An N-way Doherty amplifier with unequal input power division is disclosed in U.S. Pat. No. 6,737,922 entitled “N-Way RF Power Amplifier Circuit With Increased Back-Off Capability And Power Added Efficiency Using Unequal Input Power Division.” A three-way Doherty amplifier circuit 40 with unequal input power division is illustrated in FIG. 1C. In the circuit 40, input power is split and applied unequally to a carrier amplifier 43 and one or more peak amplifiers 46A, 46B to realize increased power added efficiency (PAE) and linearity.
In particular, an input signal applied at an input port 41 is split by a first splitter 42A. A signal level of −4.8 dB is applied to the carrier amplifier 43, while a signal level of −1.8 dB is further split by a second splitter 42B, which splits the −1.8 dB input signal equally and applies the split signal to the peak amplifiers 46A through quarter wave transformers 45A, 45B. The outputs of the carrier and peak amplifiers are combined at a combining node 47, which is coupled to a load 48.
In a conventional Doherty power amplifier circuit, equal signal levels are delivered to the carrier and peak amplifiers. Since the peak amplifier bias point is purposely set to be close to threshold it can be advantageous to drive the peak amplifier(s) with a higher signal level compared with the carrier amplifier. Such an unequal power split can allow the peak amplifiers 46A, 46B to be “pumped” by the RF signal more efficiently than in an equal split version, thus compensating for the transconductance characteristics of the transistor close to threshold.

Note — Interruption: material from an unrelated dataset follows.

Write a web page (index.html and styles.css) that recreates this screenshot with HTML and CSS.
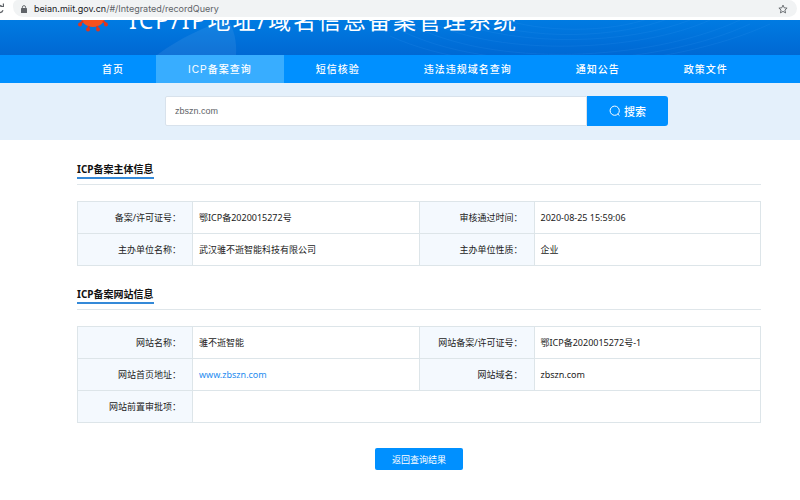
FILE: index.html
```html
<!DOCTYPE html>
<html>
<head>
<meta charset="utf-8">
<title>ICP/IP地址/域名信息备案管理系统</title>
<link rel="stylesheet" href="styles.css">
</head>
<body>
<div class="toolbar">
  <svg class="reload" viewBox="0 0 5 12" aria-hidden="true"><path d="M0 3.200 1.800 4.200M3.400 1.500v3H.3M0 10.600c1.600-.1 2.600-1 3-2.300" fill="none" stroke="#5f6368" stroke-width="1.200"/></svg>
  <div class="omnibox">
    <svg class="lock" viewBox="0 0 6 8" aria-hidden="true"><rect y="3" width="6" height="5" rx=".6" fill="#5f6368"/><path d="M1.400 3.300V2.200a1.600 1.600 0 0 1 3.200 0v1.100" fill="none" stroke="#5f6368" stroke-width=".9"/></svg>
    <span class="url"><span class="host">beian.miit.gov.cn</span>/#/Integrated/recordQuery</span>
    <svg class="star" viewBox="0 0 10 10" aria-hidden="true"><path d="M5 1.100 6.200 3.800l2.900.3-2.200 1.900.7 2.900L5 7.400 2.400 8.900l.7-2.900L.9 4.100l2.900-.3z" fill="none" stroke="#5f6368" stroke-width=".9"/></svg>
  </div>
</div>
<header class="banner">
  <svg class="backdrop" viewBox="0 0 800 35" preserveAspectRatio="none" aria-hidden="true">
    <path d="M157 35C180 18 205 6 228 0c6 9 9 22 8 35z" fill="#fff" opacity=".07"/>
    <g fill="none" stroke="#5cb4ff" stroke-width=".7" opacity=".15">
      <path d="M430 2c70 35 210 30 280-2M450 0c70 28 180 24 240 0M470-2c60 24 150 20 200 0M410 4c80 44 240 38 330-4M400 10c90 46 260 36 350-6M390 16c100 46 280 34 380-12M500-2c40 15 110 15 150 0"/>
    </g>
  </svg>
  <svg class="emblem" viewBox="0 0 32 32" aria-hidden="true">
    <circle cx="16" cy="14" r="13" fill="#f4511e"/>
    <g stroke="#e0341c" stroke-width="2"><path d="M6 21 3 24M26 21l3 3M12 26l-1 3M20 26l1 3"/></g>
    <g fill="#e0341c"><circle cx="3" cy="24.500" r="2"/><circle cx="29" cy="24.500" r="2"/><circle cx="11" cy="29.500" r="2"/><circle cx="21" cy="29.500" r="2"/></g>
  </svg>
  <h1 class="title">ICP/IP地址/域名信息备案管理系统</h1>
</header>
<nav class="menu">
  <a href="#">首页</a>
  <a href="#" class="active">ICP备案查询</a>
  <a href="#">短信核验</a>
  <a href="#">违法违规域名查询</a>
  <a href="#">通知公告</a>
  <a href="#">政策文件</a>
</nav>
<form class="search">
  <input type="text" value="zbszn.com" aria-label="查询">
  <button type="button"><svg viewBox="0 0 12 12" aria-hidden="true"><circle cx="5.700" cy="5.700" r="4.600" fill="none" stroke="#fff"/><path d="m8.800 9 1.700 1.700" stroke="#fff"/></svg>搜索</button>
</form>
<main class="content">
  <section>
    <div class="heading"><h2>ICP备案主体信息</h2></div>
    <table>
      <colgroup><col class="label"><col><col class="label"><col></colgroup>
      <tr><th>备案/许可证号：</th><td>鄂ICP备2020015272号</td><th>审核通过时间：</th><td>2020-08-25 15:59:06</td></tr>
      <tr><th>主办单位名称：</th><td>武汉骓不逝智能科技有限公司</td><th>主办单位性质：</th><td>企业</td></tr>
    </table>
  </section>
  <section>
    <div class="heading"><h2>ICP备案网站信息</h2></div>
    <table>
      <colgroup><col class="label"><col><col class="label"><col></colgroup>
      <tr><th>网站名称：</th><td>骓不逝智能</td><th>网站备案/许可证号：</th><td>鄂ICP备2020015272号-1</td></tr>
      <tr><th>网站首页地址：</th><td><a href="#">www.zbszn.com</a></td><th>网站域名：</th><td>zbszn.com</td></tr>
      <tr><th>网站前置审批项：</th><td colspan="3"></td></tr>
    </table>
  </section>
  <button type="button" class="back">返回查询结果</button>
</main>
</body>
</html>
```
FILE: styles.css
```css
* { box-sizing: border-box; }
body {
  margin: 0;
  background: #fff;
  color: #1b1b1b;
  font: 9px/16px "Noto Sans", "Noto Sans CJK SC", sans-serif;
}
h1, h2 { margin: 0; }
svg { display: block; flex: none; }
button { border: 0; background: #0090ff; color: #fff; font-family: inherit; }

.toolbar {
  display: flex;
  height: 20px;
  padding: 0 3px 3px 0;
}
.reload { width: 5px; height: 12px; margin: 2px 8px 0 0; }
.omnibox {
  display: flex;
  flex: 1;
  align-items: center;
  gap: 7px;
  padding: 0 9px 0 8px;
  border-radius: 6px 10px 10px 12px;
  background: #f1f3f4;
}
.lock { width: 6px; height: 8px; }
.url {
  flex: 1;
  color: #5f6368;
  font-family: Inter, sans-serif;
  font-size: 9px;
}
.host { color: #202124; }
.star { width: 10px; height: 10px; }

.banner {
  position: relative;
  display: flex;
  align-items: flex-end;
  gap: 20px;
  height: 35px;
  padding: 0 77px 23px;
  overflow: hidden;
  background: linear-gradient(#007be2, #0068d3);
}
.backdrop { position: absolute; inset: 0; width: 100%; height: 100%; }
.emblem { position: relative; width: 32px; height: 32px; }
.title {
  position: relative;
  color: #fff;
  font-size: 23px;
  font-weight: 400;
  line-height: 24px;
  letter-spacing: 2px;
  white-space: nowrap;
}

.menu {
  display: flex;
  padding-left: 70px;
  background: #0090ff;
}
.menu a {
  padding: 1px 32px 0;
  color: #fff;
  font-family: "Liberation Sans", "Noto Sans CJK SC", sans-serif;
  font-size: 10px;
  font-weight: 500;
  line-height: 27px;
  letter-spacing: 1px;
  text-decoration: none;
  white-space: nowrap;
}
.menu .active { background: #38adff; }

.search {
  display: flex;
  padding: 13px 132px 14px 165px;
  background: #e4f0fb;
}
.search input {
  flex: 1;
  min-width: 0;
  height: 30px;
  padding: 0 9px;
  border: 1px solid #d8e2ec;
  border-radius: 2px 0 0 2px;
  background: #fff;
  color: #606266;
  font: 9px "Liberation Sans", sans-serif;
}
.search button {
  display: flex;
  align-items: center;
  justify-content: center;
  gap: 3px;
  width: 81px;
  border-radius: 0 3px 3px 0;
  font-size: 11px;
  font-weight: 500;
}
.search svg { width: 12px; height: 12px; }

.content {
  display: flex;
  flex-direction: column;
  padding: 21px 39px 29px 77px;
}
.heading {
  display: flex;
  height: 24px;
  margin-bottom: 16px;
  border-bottom: 1px solid #dfe6ea;
}
.heading h2 {
  height: 18px;
  border-bottom: 2px solid #3489d8;
  color: #111;
  font-size: 10px;
  font-weight: 700;
  line-height: 16px;
}
section { margin-bottom: 20px; }
table {
  width: 100%;
  border-collapse: collapse;
  table-layout: fixed;
}
.label { width: 115px; }
th, td {
  height: 32px;
  padding: 0 6px;
  border: 1px solid #dde5e9;
  font-weight: 400;
  text-align: left;
}
th {
  padding: 0 11px;
  background: #f4f9fe;
  text-align: right;
}
td a { color: #1e8cef; text-decoration: none; }
.back {
  align-self: center;
  width: 88px;
  height: 22px;
  margin-top: 5px;
  border-radius: 2px;
  font-size: 9px;
}
```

One potential drawback to Doherty amplifiers arises from the use of circuit components, such as the quarter wave transformers attached to each transistor and the direct combining node at which the transistor outputs are combined. These circuit components can restrict the bandwidth of the amplifier, which can impair the efficiency and/or gain flatness of the amplifier over a range of operating frequencies.